AI-030: Google機器學習教程(ML Crash Course with TensorFlow APIs)筆記6-7 - 練習TF實現線性迴歸、特徵組合及離群值分離

本文是Google機器學習教程(ML Crash Course with TensorFlow APIs)的學習筆記。教程地址:

https://developers.google.com/machine-learning/crash-course/ml-intro

6. First Steps with TensorFlow

程式碼及解說地址:

https://colab.research.google.com/notebooks/mlcc/first_steps_with_tensor_flow.ipynb

########################################################Setup

import math

from IPython import display
from matplotlib import cm
from matplotlib import gridspec
from matplotlib import pyplot as plt
import numpy as np
import pandas as pd
from sklearn import metrics
import tensorflow as tf
from tensorflow.python.data import Dataset

tf.logging.set_verbosity(tf.logging.ERROR)
pd.options.display.max_rows = 10
pd.options.display.float_format = '{:.1f}'.format
# 載入資料,封裝到pandas Dataframe中
california_housing_dataframe = pd.read_csv("https://storage.googleapis.com/mledu-datasets/california_housing_train.csv", sep=",")

#資料隨機排序,這樣保障的SGD效果
california_housing_dataframe = california_housing_dataframe.reindex(
    np.random.permutation(california_housing_dataframe.index))

#為了方便處理資料,將房價資料縮小1000倍
california_housing_dataframe["median_house_value"] /= 1000.0

隨機排序及縮放後的資料:

#對資料有個整體統計分析
california_housing_dataframe.describe()

# 首先選取total_rooms為特徵
my_feature = california_housing_dataframe[["total_rooms"]]

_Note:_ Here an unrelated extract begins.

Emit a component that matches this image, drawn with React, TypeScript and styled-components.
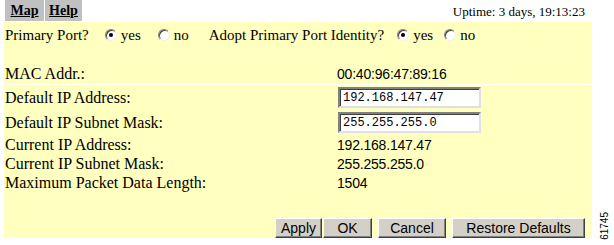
import styled, { createGlobalStyle } from "styled-components";

const GlobalStyle = createGlobalStyle`
  html, body {
    margin: 0;
    padding: 0;
    background: #ffffff;
  }
  body {
    font-family: "Liberation Serif", "Times New Roman", serif;
    color: #000000;
  }
`;

const Page = styled.div`
  position: relative;
  width: 614px;
  height: 245px;
  overflow: hidden;
  background: #ffffff;
`;

const TopBar = styled.div`
  display: flex;
  align-items: center;
  justify-content: space-between;
  height: 22px;
  padding: 0 29px 0 5px;
`;

const Tabs = styled.div`
  display: flex;
  gap: 1px;
  height: 21px;
  align-self: flex-start;
`;

const Tab = styled.a`
  display: flex;
  align-items: center;
  justify-content: center;
  width: ${(p: { w: number }) => p.w}px;
  background: #c0c0c0;
  color: #000000;
  font-weight: bold;
  font-size: 14px;
  text-decoration: underline;
`;

const Uptime = styled.div`
  font-size: 13px;
  padding-top: 2px;
`;

const Panel = styled.div`
  margin-left: 4px;
  width: 588px;
  height: 216px;
  background: #ffffc0;
  display: flex;
  flex-direction: column;
`;

const RadioRow = styled.div`
  display: flex;
  align-items: center;
  height: 26px;
  padding-left: 1px;
  font-size: 15px;
`;

const Question = styled.span`
  margin-right: ${(p: { gap: number }) => p.gap}px;
`;

const Option = styled.label`
  display: flex;
  align-items: center;
  gap: 4px;
  margin-right: ${(p: { gap: number }) => p.gap}px;
`;

const Radio = styled.span<{ checked?: boolean }>`
  position: relative;
  width: 12px;
  height: 12px;
  box-sizing: border-box;
  border-radius: 50%;
  background: #ffffff;
  border: 1px solid;
  border-color: #808080 #f0f0f0 #f0f0f0 #808080;
  box-shadow: inset 1px 1px 0 #404040;
  &::after {
    content: "";
    display: ${(p) => (p.checked ? "block" : "none")};
    position: absolute;
    left: 3px;
    top: 3px;
    width: 4px;
    height: 4px;
    border-radius: 50%;
    background: #000000;
  }
`;

const Spacer = styled.div`
  height: ${(p: { h: number }) => p.h}px;
`;

const Row = styled.div<{ h: number; line?: boolean }>`
  display: grid;
  grid-template-columns: 333px 1fr;
  align-items: center;
  height: ${(p) => p.h}px;
  border-bottom: ${(p) => (p.line ? "1px solid #fffff0" : "none")};
`;

const Label = styled.span`
  padding-left: 1px;
  font-size: 16px;
`;

const Value = styled.span`
  font-family: "Liberation Sans", Arial, sans-serif;
  font-size: 14px;
  letter-spacing: -0.2px;
`;

const TextInput = styled.input`
  width: 143px;
  height: 21px;
  box-sizing: border-box;
  margin: 0 0 0 1px;
  padding: 0 3px;
  background: #ffffff;
  border: 2px solid;
  border-color: #808080 #e0e0e0 #e0e0e0 #808080;
  box-shadow: inset 1px 1px 0 #404040;
  font-family: "Liberation Mono", "Courier New", monospace;
  font-size: 12px;
  color: #000000;
  outline: none;
`;

const Buttons = styled.div`
  display: flex;
  justify-content: flex-end;
  margin-top: auto;
  padding-right: 7px;
`;

const Button = styled.button<{ w: number; gap?: number }>`
  width: ${(p) => p.w}px;
  height: 20px;
  margin-left: ${(p) => p.gap ?? 0}px;
  padding: 0;
  background: #d4d0c8;
  border: 1px solid;
  border-color: #ffffff #404040 #404040 #ffffff;
  box-shadow: inset -1px -1px 0 #808080;
  font-family: "Liberation Sans", Arial, sans-serif;
  font-size: 14px;
  color: #000000;
`;

const FigureId = styled.span`
  position: absolute;
  right: 4px;
  bottom: 5px;
  writing-mode: vertical-rl;
  transform: rotate(180deg);
  font-family: "Liberation Sans", Arial, sans-serif;
  font-size: 10px;
  line-height: 10px;
  color: #000000;
`;

const App = () => {
  return (
    <Page>
      <GlobalStyle />
      <TopBar>
        <Tabs>
          <Tab w={39}>Map</Tab>
          <Tab w={37}>Help</Tab>
        </Tabs>
        <Uptime>Uptime: 3 days, 19:13:23</Uptime>
      </TopBar>
      <Panel>
        <RadioRow>
          <Question gap={16}>Primary Port?</Question>
          <Option gap={17}>
            <Radio checked />
            yes
          </Option>
          <Option gap={20}>
            <Radio />
            no
          </Option>
          <Question gap={13}>Adopt Primary Port Identity?</Question>
          <Option gap={11}>
            <Radio checked />
            yes
          </Option>
          <Option gap={0}>
            <Radio />
            no
          </Option>
        </RadioRow>
        <Spacer h={16} />
        <Row h={20} line>
          <Label>MAC Addr.:</Label>
          <Value>00:40:96:47:89:16</Value>
        </Row>
        <Row h={25}>
          <Label>Default IP Address:</Label>
          <TextInput defaultValue="192.168.147.47" />
        </Row>
        <Row h={25}>
          <Label>Default IP Subnet Mask:</Label>
          <TextInput defaultValue="255.255.255.0" />
        </Row>
        <Row h={19}>
          <Label>Current IP Address:</Label>
          <Value>192.168.147.47</Value>
        </Row>
        <Row h={19}>
          <Label>Current IP Subnet Mask:</Label>
          <Value>255.255.255.0</Value>
        </Row>
        <Row h={19}>
          <Label>Maximum Packet Data Length:</Label>
          <Value>1504</Value>
        </Row>
        <Buttons>
          <Button w={47}>Apply</Button>
          <Button w={49} gap={1}>OK</Button>
          <Button w={68} gap={6}>Cancel</Button>
          <Button w={133} gap={6}>Restore Defaults</Button>
        </Buttons>
      </Panel>
      <FigureId>61745</FigureId>
    </Page>
  );
};

export default App;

# total_room的樣本資料都是數字,因此定義為tf的數字型別特徵列
feature_columns = [tf.feature_column.numeric_column("total_rooms")]

# 目標是median_house_value
targets = california_housing_dataframe["median_house_value"]

feature_columns:

# 定義優化為梯度下降,學習效率為0.0000001,這個學習很低,可以逐步提高來優化模型
my_optimizer=tf.train.GradientDescentOptimizer(learning_rate=0.0000001)
# 梯度裁剪確保了梯度的大小在訓練期間不會變得太大,從而導致梯度下降失敗。
my_optimizer = tf.contrib.estimator.clip_gradients_by_norm(my_optimizer, 5.0)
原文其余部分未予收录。